Among the anguished students are those who had to face the music at the hands of miscreants amid a wave of attacks which were reported from Kharar, Dera Bassi, Hoshiarpur, Chandigarh, Jalandhar and some other parts of Punjab. A youngster at the Universal Group of Institutions (UGI) in Lalru town of Mohali said that the Kashmiri students were targeted by a group of non-Punjabi students armed with iron rods and knives.
A Kashmiri girl student at the UGI was allegedly manhandled and dragged by her hair before she managed to run away along with another female Kashmiri student. A video of the distraught girl narrating her ordeal in front of some Punjabi youngsters who had come to her rescue went viral on social media.

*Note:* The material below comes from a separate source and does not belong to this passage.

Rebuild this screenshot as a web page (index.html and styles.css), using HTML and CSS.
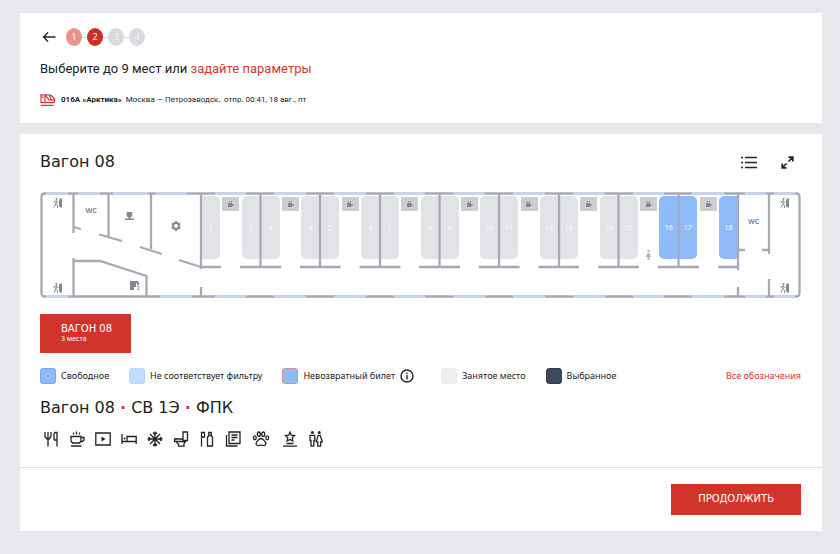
FILE: index.html
```html
<!DOCTYPE html>
<html lang="ru">
<head>
  <meta charset="UTF-8">
  <meta name="viewport" content="width=device-width, initial-scale=1">
  <title>Выбор мест</title>
  <link rel="stylesheet" href="styles.css">
</head>
<body>

  <!-- Header -->
  <header class="card trip">
    <div class="progress">
      <button class="icon-btn" type="button" aria-label="Назад">
        <svg width="14" height="12" viewBox="0 0 14 12"><path d="M13.500 6H1.500M6 1.500L1.500 6L6 10.500" /></svg>
      </button>
      <ol class="steps">
        <li class="step done">1</li>
        <li class="step current">2</li>
        <li class="step">3</li>
        <li class="step">4</li>
      </ol>
    </div>
    <p class="lead">Выберите до 9 мест или <a href="#params">задайте параметры</a></p>
    <p class="train">
      <svg class="train-icon" width="16" height="12" viewBox="0 0 16 12"><path d="M1 .8H8.500C11.500 .8 14.800 4 14.800 6.500C14.800 8 14 8.600 12.500 8.600H1ZM1 3H5V8.500M5 1L9 5.800H14.500M9.500 1.500L11 5.500M1 11.300H13.500" /></svg>
      <b>016А «Арктика»</b>
      <span>Москва — Петрозаводск,&nbsp; отпр. 00:41, 18 авг., пт</span>
    </p>
  </header>

  <main class="card">
    <div class="carriage">
      <div class="carriage-head">
        <h1>Вагон 08</h1>
        <div class="tools">
          <button class="icon-btn" type="button" aria-label="Списком">
            <svg width="16" height="13" viewBox="0 0 16 13"><path d="M4 1.500H16M4 6.500H16M4 11.500H16M0 1.500H2M0 6.500H2M0 11.500H2" /></svg>
          </button>
          <button class="icon-btn" type="button" aria-label="Развернуть">
            <svg width="13" height="13" viewBox="0 0 13 13"><path d="M7.500 1.200H11.800V5.500M11.500 1.500L7.500 5.500M1.200 7.500V11.800H5.500M1.500 11.500L5.500 7.500" /></svg>
          </button>
        </div>
      </div>

      <!-- Seat map -->
      <div class="map">
        <div class="compartments">
          <div class="compartment"><button class="seat" disabled>1</button><i class="table"></i><button class="seat" disabled>2</button></div>
          <div class="compartment"><button class="seat" disabled>3</button><i class="table"></i><button class="seat" disabled>4</button></div>
          <div class="compartment"><button class="seat" disabled>5</button><i class="table"></i><button class="seat" disabled>6</button></div>
          <div class="compartment"><button class="seat" disabled>7</button><i class="table"></i><button class="seat" disabled>8</button></div>
          <div class="compartment"><button class="seat" disabled>9</button><i class="table"></i><button class="seat" disabled>10</button></div>
          <div class="compartment"><button class="seat" disabled>11</button><i class="table"></i><button class="seat" disabled>12</button></div>
          <div class="compartment"><button class="seat" disabled>13</button><i class="table"></i><button class="seat" disabled>14</button></div>
          <div class="compartment"><button class="seat" disabled>15</button><i class="table"></i><button class="seat">16</button></div>
          <div class="compartment"><button class="seat">17</button><i class="table"></i><button class="seat">18</button></div>
        </div>

        <svg class="plan" viewBox="0 0 761 106">
          <defs>
            <g id="exit">
              <circle cx="3.500" cy="1" r="1" />
              <path class="line" d="M3.500 2.500L3 5.500L4.500 7.500V10M3 5.500L1 9.500M1 5L1.500 3.500L3.500 3L5.500 5" />
              <path d="M9 .5V9.500H7L6 8V2L7 .5Z" />
            </g>
            <g id="cup">
              <path d="M0 2H4V3H5.500V5H4V6H0ZM1 0H2V1.500H1ZM3 0H4V1.500H3Z" />
            </g>
          </defs>

          <!-- outer wall and windows -->
          <rect class="wall" x="1.500" y="1.500" width="758" height="103" rx="3" />
          <path class="window" d="M6 1.500H28M38 1.500H60M73 1.500H108M116 1.500H147M175 1.500H206M234 1.500H266M294 1.500H326M354 1.500H385M413 1.500H445M473 1.500H505M533 1.500H565M593 1.500H624M652 1.500H684M705 1.500H726M734 1.500H755" />
          <path class="window" d="M6 104.500H28M120 104.500H152M175 104.500H206M234 104.500H266M294 104.500H326M354 104.500H385M413 104.500H445M473 104.500H505M533 104.500H565M593 104.500H624M652 104.500H684M705 104.500H726M734 104.500H755" />

          <!-- service rooms -->
          <path class="wall" d="M33.500 1V41M33.500 66V105M33.500 35L41 37M68.500 1V45M59 42.500L82 49M111 1V57M100 55L122 62M161 1V77M139 68L161 75M161 95V105M33.500 69H60L106.500 84V105" />
          <path class="wall" d="M698 1V78M698 95V105M729 1V62M729 87V105M698 58H705M722 58H729" />

          <!-- compartment walls -->
          <path class="wall" d="M161 75H181M220.500 1V75M200 75H241M280 1V75M260 75H300.500M340 1V75M319.500 75H360.500M399.500 1V75M379 75H420M459 1V75M439 75H479.500M519 1V75M498.500 75H539M578.500 1V75M558 75H599M638.500 1V75M618 75H659M678 75H698" />

          <g class="glyph">
            <use href="#exit" x="13" y="6" />
            <use href="#exit" x="13" y="91" />
            <use href="#exit" x="740" y="6" />
            <use href="#exit" x="740" y="91" />
            <text x="45.500" y="21">WC</text>
            <text x="708" y="32">WC</text>
            <path d="M87 20H92C93 23 92 25 90.500 25V26.500H94V28H85V26.500H88.500V25C86.500 25 86 23 87 20Z" />
            <path d="M90 89H94V98H90ZM94 89H98L99 91V93H97V91H96V95H94ZM97.500 94H99V95.500H97.500ZM97.500 96.500H99V98H97.500Z" />
            <circle class="gear" cx="136" cy="34" r="3" />
            <path class="teeth" d="M136 29V31M136 37V39M131.700 31.500L133.400 32.500M138.600 35.500L140.300 36.500M131.700 36.500L133.400 35.500M138.600 32.500L140.300 31.500" />
            <use href="#cup" x="188" y="9" />
            <use href="#cup" x="248" y="9" />
            <use href="#cup" x="307" y="9" />
            <use href="#cup" x="367" y="9" />
            <use href="#cup" x="427" y="9" />
            <use href="#cup" x="486" y="9" />
            <use href="#cup" x="546" y="9" />
            <use href="#cup" x="606" y="9" />
            <use href="#cup" x="666" y="9" />
          </g>
          <path class="female" d="M607.500 58H609.500V60H607.500ZM607.500 61H609.500L611 65H609.500V68H607.500V65H606Z" />
        </svg>
      </div>

      <button class="tab" type="button">ВАГОН 08<small>3 места</small></button>

      <div class="legend">
        <ul>
          <li><i class="swatch free"></i>Свободное</li>
          <li><i class="swatch filtered"></i>Не соответствует фильтру</li>
          <li class="with-info">
            <i class="swatch nonrefund"></i>Невозвратный билет
            <button class="icon-btn" type="button" aria-label="О невозвратных билетах">
              <svg width="14" height="14" viewBox="0 0 14 14"><circle cx="7" cy="7" r="6" /><path d="M7 6V10.500M7 3.500V5" /></svg>
            </button>
          </li>
          <li><i class="swatch taken"></i>Занятое место</li>
          <li><i class="swatch chosen"></i>Выбранное</li>
        </ul>
        <a href="#legend">Все обозначения</a>
      </div>

      <h2>Вагон 08 <span class="dot">·</span> СВ 1Э <span class="dot">·</span> ФПК</h2>

      <!-- Services -->
      <div class="services">
        <svg width="16" height="16" viewBox="0 0 16 16"><path d="M2 1V5.500L4 8H6L8 5.500V1M5 1V15.500M11 9V3L12 1.500H14V15.500M11 9H14" /></svg>
        <svg width="16" height="16" viewBox="0 0 16 16"><path d="M2 5.500H12V10L10.500 12H3.500L2 10ZM12 6.500H15V9L13.500 10.500H12M2 15H12.500M4.500 1.500V3.500M7.500 .5V3.500M10.500 1.500V3.500" /></svg>
        <svg width="16" height="16" viewBox="0 0 16 16"><path d="M.8 2H15.200V14H.8Z" /><path class="solid" d="M6.500 5.500L10.500 8L6.500 10.500Z" /></svg>
        <svg width="16" height="16" viewBox="0 0 16 16"><path d="M1 3V13M1 10.500H15.200V5.500H6V10.500M15.200 10V13" /><circle class="solid" cx="3.500" cy="7.500" r="1" /></svg>
        <svg width="16" height="16" viewBox="0 0 16 16"><path d="M8 .5V15.500M.5 8H15.500M3 3L13 13M13 3L3 13M6 1.500L8 3.500L10 1.500M6 14.500L8 12.500L10 14.500M1.500 6L3.500 8L1.500 10M14.500 6L12.500 8L14.500 10" /></svg>
        <svg width="16" height="16" viewBox="0 0 16 16"><path d="M10 1H14.500V9.500H10ZM1 8H10M1.500 8V10.500H12.500V9.500M4 10.500V12L5.500 13V15.200H11V12.500L12.500 10.500" /></svg>
        <svg width="16" height="16" viewBox="0 0 16 16"><path d="M2.500 15.500V1.500H5.500V6H2.500M8.500 15V6L10 4.500H12L13.500 6V15ZM9.800 4.500V1.500H12.200V4.500" /></svg>
        <svg width="16" height="16" viewBox="0 0 16 16"><path d="M4 1H15V12.500H4ZM1.500 4V15H12.500M6.500 4H12.500M6.500 6.500H12.500M6.500 9H9.500" /></svg>
        <svg width="20" height="16" viewBox="0 0 20 16"><path d="M10 7.500C12 7.500 12.500 9 14 10.500C16 13 14.500 14.800 12.500 14.500C11 14 9 14 7.500 14.500C5.500 14.800 4 13 6 10.500C7.500 9 8 7.500 10 7.500Z" /><ellipse cx="7.800" cy="3.200" rx="1.500" ry="2.200" /><ellipse cx="12.200" cy="3.200" rx="1.500" ry="2.200" /><ellipse cx="3.800" cy="6.800" rx="1.400" ry="2" /><ellipse cx="16.200" cy="6.800" rx="1.400" ry="2" /></svg>
        <svg width="18" height="16" viewBox="0 0 18 16"><path d="M9 1L10.300 4.200L13.500 4.500L11.200 6.800L11.800 10L9 8.500L6.200 10L6.800 6.800L4.500 4.500L7.700 4.200ZM5.500 12.500H12.500M2 15.200H16" /></svg>
        <svg width="14" height="16" viewBox="0 0 14 16"><path d="M1 4.300H5.800V9.500H4.800V15.200H2V9.500H1ZM9.200 4.300H11.200L13.300 10.800H11.600V15.200H8.800V10.800H7.200Z" /><circle class="solid" cx="3.400" cy="1.500" r="1.500" /><circle class="solid" cx="10.200" cy="1.500" r="1.500" /></svg>
      </div>
    </div>

    <footer class="actions">
      <button class="submit" type="button">ПРОДОЛЖИТЬ</button>
    </footer>
  </main>

</body>
</html>
```
FILE: styles.css
```css
* {
  box-sizing: border-box;
}
body {
  margin: 0;
  padding: 13px 18px 23px 20px;
  background: #e8e9ed;
  color: #222326;
  font: 9px/12px "Noto Sans", sans-serif;
}
h1, h2, p, ol, ul {
  margin: 0;
  padding: 0;
  font-weight: normal;
}
ol, ul {
  list-style: none;
}
a {
  color: #cf3a31;
  text-decoration: none;
}
button {
  padding: 0;
  border: none;
  font: inherit;
  cursor: pointer;
}
svg {
  display: block;
  flex: none;
  fill: none;
  stroke: #222326;
  stroke-width: 1.4;
}
.card {
  background: #fff;
}
.icon-btn {
  background: none;
}

/* header */
.trip {
  margin-bottom: 11px;
  padding: 15px 20px 17px;
}
.progress {
  display: flex;
  align-items: center;
  gap: 10px;
  padding-left: 2px;
}
.steps {
  display: flex;
  gap: 5px;
  background: linear-gradient(#d9dade, #d9dade) center / 100% 1px no-repeat;
}
.step {
  width: 16px;
  height: 18px;
  border-radius: 50%;
  background: #d9dade;
  color: #f2f2f4;
  line-height: 18px;
  text-align: center;
}
.step.done {
  background: #e8938e;
}
.step.current {
  background: #cc3028;
}
.lead {
  margin-top: 13px;
  font: 13px/20px Roboto, sans-serif;
}
.train {
  display: flex;
  align-items: center;
  gap: 4px;
  margin-top: 15px;
  font: 8px/12px Roboto, sans-serif;
}
.train-icon {
  margin-right: 1px;
  stroke: #cf3a31;
  stroke-width: 1.2;
}

/* carriage */
.carriage {
  padding: 18px 21px 20px 20px;
}
.carriage-head {
  display: flex;
  justify-content: space-between;
  align-items: center;
}
h1, h2 {
  font: 16px/20px "DejaVu Sans", sans-serif;
}
.tools {
  display: flex;
  gap: 24px;
  padding-right: 7px;
}
.tools svg {
  stroke-width: 1.7;
}

/* the map keeps its shape, seats lie in the middle cell */
.map {
  display: grid;
  grid-template-columns: 161fr 537fr 63fr;
  grid-template-rows: 4fr 63fr 39fr;
  aspect-ratio: 761 / 106;
  margin-top: 20px;
}
.compartments {
  display: grid;
  grid-template-columns: repeat(9, 1fr);
  grid-area: 2 / 2;
}
.compartment {
  display: flex;
  justify-content: space-between;
}
.seat {
  width: 32%;
  background: #8fbbf8;
  border-radius: 0 5px 5px 0;
  color: #fff;
  font-size: 7px;
}
.seat:last-child {
  border-radius: 5px 0 0 5px;
}
.seat:disabled {
  background: #e2e3e7;
  color: #f7f7f9;
  cursor: default;
}
.table {
  width: 29%;
  height: 22%;
  margin-top: 1px;
  background: #cdced4;
}
.plan {
  grid-area: 1 / 1 / -1 / -1;
  width: 100%;
  height: 100%;
  pointer-events: none;
}
.wall {
  stroke: #a7aab4;
  stroke-width: 2.3;
}
.window {
  stroke: #c9d7f0;
  stroke-width: 2.3;
}
.glyph {
  fill: #858893;
  stroke: none;
  font-size: 7px;
  font-weight: bold;
}
.line {
  fill: none;
  stroke: #858893;
  stroke-width: 1;
}
.gear, .teeth {
  fill: none;
  stroke: #858893;
  stroke-width: 2;
}
.female {
  fill: #c9a6d2;
  stroke: none;
}

.tab {
  display: block;
  margin-top: 16px;
  padding: 9px 19px 10px 21px;
  background: #d0342b;
  color: #fff;
  font: 10px/12px "DejaVu Sans", sans-serif;
  text-align: left;
}
.tab small {
  display: block;
  font: 7px/8px "Noto Sans", sans-serif;
}

/* legend */
.legend {
  display: flex;
  justify-content: space-between;
  align-items: center;
  margin-top: 15px;
}
.legend ul {
  display: flex;
  flex-wrap: wrap;
  gap: 20px;
}
.legend li {
  display: flex;
  align-items: center;
  gap: 5px;
}
.legend .with-info {
  margin-right: 7px;
}
.swatch {
  width: 16px;
  height: 16px;
  border: 1px solid;
  border-radius: 3px;
}
.free {
  background: #8fbbf8;
  border-color: #76a5e8;
}
.filtered {
  background: #c0dcfa;
  border-color: #b4d5f8;
}
.nonrefund {
  background: #8fbbf8;
  border-color: #d58f9f;
}
.taken {
  background: #eceff0;
  border-color: #e8ebec;
}
.chosen {
  background: #3d4a5b;
  border-color: #333f4f;
}
h2 {
  margin-top: 14px;
}
.dot {
  color: #cf3a31;
  font-weight: bold;
}
.services {
  display: flex;
  flex-wrap: wrap;
  gap: 10px;
  margin-top: 13px;
  padding-left: 3px;
}
.services svg {
  stroke-width: 1.3;
}
.services .solid {
  fill: #222326;
  stroke: none;
}

/* footer */
.actions {
  display: flex;
  justify-content: flex-end;
  padding: 16px 21px;
  border-top: 1px solid #dfe0e4;
}
.submit {
  padding: 9px 27px 10px;
  background: #d0342b;
  color: #fff;
  font: 10px/12px "DejaVu Sans", sans-serif;
}
```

A source said that the victim was flown back to Srinagar along with two more girl students by their family after the attack. Ummat Shabir, a nursing student at the Rayat-Bahra University, who was staying in a private accommodation in Mohali, said that she didn’t come out of her room after the news of the Pahalgam attack broke on April 22.

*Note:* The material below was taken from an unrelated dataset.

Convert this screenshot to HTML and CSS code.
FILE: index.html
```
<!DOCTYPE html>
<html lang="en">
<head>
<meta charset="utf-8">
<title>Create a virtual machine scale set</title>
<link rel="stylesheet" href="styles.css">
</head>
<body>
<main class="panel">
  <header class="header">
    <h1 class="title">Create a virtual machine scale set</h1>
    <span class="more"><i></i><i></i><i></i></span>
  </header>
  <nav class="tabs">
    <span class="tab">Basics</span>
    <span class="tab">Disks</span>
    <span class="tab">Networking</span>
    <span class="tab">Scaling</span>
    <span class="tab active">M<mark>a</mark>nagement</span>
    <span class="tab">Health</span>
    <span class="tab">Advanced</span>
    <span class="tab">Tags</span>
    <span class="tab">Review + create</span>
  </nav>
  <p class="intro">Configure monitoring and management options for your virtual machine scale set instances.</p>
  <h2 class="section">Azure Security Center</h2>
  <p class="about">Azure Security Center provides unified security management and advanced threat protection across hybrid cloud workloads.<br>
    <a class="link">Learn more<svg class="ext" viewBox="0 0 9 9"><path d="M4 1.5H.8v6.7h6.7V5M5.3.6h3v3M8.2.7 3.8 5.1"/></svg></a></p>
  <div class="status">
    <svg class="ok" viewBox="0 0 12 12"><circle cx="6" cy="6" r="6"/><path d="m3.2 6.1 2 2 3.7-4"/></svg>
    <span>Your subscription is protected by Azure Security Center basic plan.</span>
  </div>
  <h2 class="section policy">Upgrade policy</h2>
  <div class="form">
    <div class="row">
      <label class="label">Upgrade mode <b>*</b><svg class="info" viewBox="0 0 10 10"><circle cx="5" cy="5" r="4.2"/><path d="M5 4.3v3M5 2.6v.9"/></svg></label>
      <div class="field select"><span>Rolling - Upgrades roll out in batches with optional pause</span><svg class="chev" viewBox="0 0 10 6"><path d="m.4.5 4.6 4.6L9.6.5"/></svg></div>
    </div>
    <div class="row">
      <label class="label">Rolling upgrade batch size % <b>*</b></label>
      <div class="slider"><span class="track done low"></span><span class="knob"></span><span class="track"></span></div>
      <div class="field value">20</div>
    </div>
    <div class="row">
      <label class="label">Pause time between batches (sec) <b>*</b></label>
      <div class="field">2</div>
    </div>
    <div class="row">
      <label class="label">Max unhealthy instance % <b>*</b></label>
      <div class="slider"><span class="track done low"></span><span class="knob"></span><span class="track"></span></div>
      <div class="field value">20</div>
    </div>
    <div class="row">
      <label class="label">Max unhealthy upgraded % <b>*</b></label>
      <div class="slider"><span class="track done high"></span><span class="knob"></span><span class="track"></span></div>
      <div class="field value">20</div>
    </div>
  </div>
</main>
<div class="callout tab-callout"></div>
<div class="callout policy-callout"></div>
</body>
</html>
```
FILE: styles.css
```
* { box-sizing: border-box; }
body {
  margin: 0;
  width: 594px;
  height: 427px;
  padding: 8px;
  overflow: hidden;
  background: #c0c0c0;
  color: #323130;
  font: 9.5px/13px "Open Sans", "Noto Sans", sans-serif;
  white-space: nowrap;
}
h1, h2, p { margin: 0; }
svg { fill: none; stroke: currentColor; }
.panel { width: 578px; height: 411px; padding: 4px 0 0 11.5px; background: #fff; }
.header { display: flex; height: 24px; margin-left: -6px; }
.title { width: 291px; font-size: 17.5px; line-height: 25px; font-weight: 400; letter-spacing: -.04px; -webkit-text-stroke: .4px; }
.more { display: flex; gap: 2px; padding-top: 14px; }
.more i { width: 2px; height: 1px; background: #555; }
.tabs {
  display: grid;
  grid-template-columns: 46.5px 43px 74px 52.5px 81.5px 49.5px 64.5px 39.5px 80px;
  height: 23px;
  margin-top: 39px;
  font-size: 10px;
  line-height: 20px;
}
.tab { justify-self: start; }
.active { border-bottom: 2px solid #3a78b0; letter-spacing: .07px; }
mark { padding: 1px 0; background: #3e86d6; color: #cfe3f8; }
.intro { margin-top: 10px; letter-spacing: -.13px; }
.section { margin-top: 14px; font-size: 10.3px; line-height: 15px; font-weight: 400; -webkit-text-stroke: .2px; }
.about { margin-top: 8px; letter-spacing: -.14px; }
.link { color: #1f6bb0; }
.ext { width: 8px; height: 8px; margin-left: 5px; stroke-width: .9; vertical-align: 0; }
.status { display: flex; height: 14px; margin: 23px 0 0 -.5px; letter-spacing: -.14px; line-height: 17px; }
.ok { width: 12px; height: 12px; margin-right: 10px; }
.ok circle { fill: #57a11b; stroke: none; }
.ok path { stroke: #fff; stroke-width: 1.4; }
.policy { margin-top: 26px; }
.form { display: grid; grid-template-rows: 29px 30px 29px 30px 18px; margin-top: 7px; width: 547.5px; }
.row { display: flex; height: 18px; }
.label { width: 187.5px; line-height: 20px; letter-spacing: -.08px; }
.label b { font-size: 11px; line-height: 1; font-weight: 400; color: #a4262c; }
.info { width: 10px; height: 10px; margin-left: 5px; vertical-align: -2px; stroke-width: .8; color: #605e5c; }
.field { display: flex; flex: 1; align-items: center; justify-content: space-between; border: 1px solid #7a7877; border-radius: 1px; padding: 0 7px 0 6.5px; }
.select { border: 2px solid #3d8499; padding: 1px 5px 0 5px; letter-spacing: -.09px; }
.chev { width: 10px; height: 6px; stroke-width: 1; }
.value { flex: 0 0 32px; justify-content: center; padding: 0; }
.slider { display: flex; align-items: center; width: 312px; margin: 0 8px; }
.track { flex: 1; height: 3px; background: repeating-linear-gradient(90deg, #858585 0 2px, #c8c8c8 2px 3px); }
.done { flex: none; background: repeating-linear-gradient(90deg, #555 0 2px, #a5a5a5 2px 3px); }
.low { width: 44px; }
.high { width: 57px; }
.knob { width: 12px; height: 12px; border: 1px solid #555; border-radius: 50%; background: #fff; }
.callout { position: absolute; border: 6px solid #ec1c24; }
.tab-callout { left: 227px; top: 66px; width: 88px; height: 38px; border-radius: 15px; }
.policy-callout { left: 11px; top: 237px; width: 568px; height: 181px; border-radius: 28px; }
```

Most students of Rayat-Bahra University were confined to their hostels and private accommodations with the university officials plainly refusing to guarantee their security amid growing tensions.
Meanwhile, facing imminent expulsion from the country, a Pakistani woman pleaded with Indian authorities to allow her to stay with her young children after her marriage ended in violence and divorce, leaving her vulnerable in Bareilly. Iram Hasan, 38, who holds a Pakistani passport, sought intervention after authorities ordered her to leave India by May 1.
Iram, a resident of Lahore, married Mohd Athar, a Bareilly local, in Pakistan in Oct 2008 and moved to India after six months. Over the past decade, she made several visits to India to be with her two children: a son, Shahnoor, now 17, and a daughter, Ayesha, 7. Shahnoor studies at Central School in Bareilly.
Meanwhile, two Pakistani women, married to Indians, seek to stay. The two Pakistani nationals are - Maryam, who had arrived in India on a short term visa and was married to Aamir, a resident of UP’s Bulandshahar district, and Seema Haider, who had crossed the border to marry her Indian lover Sachin Meena two years back and is currently living in Greater Noida. While Maryam is three months pregnant, Seema had given birth to a baby girl a few months ago. Both the women have made an appeal to the Indian government to let them stay in India and not to deport them to Pakistan.
Meanwhile, Indian screenwriter, lyricist and poet Javed Akhtar says India’s respect for Pakistan artistes hasn’t been reciprocated. “There is hardly any warmth today in India-Pakistan cultural ties. This is not the time to even think about whether Pakistani artists should be allowed to work in India.”
He added that Pakistani artists such as Nusrat Fateh Ali Khan, Mehdi Hassan, Ghulam Ali and Noor Jehan were welcomed with open arms by Indian authorities in the past but this wasn’t reciprocated by the Pakistani government.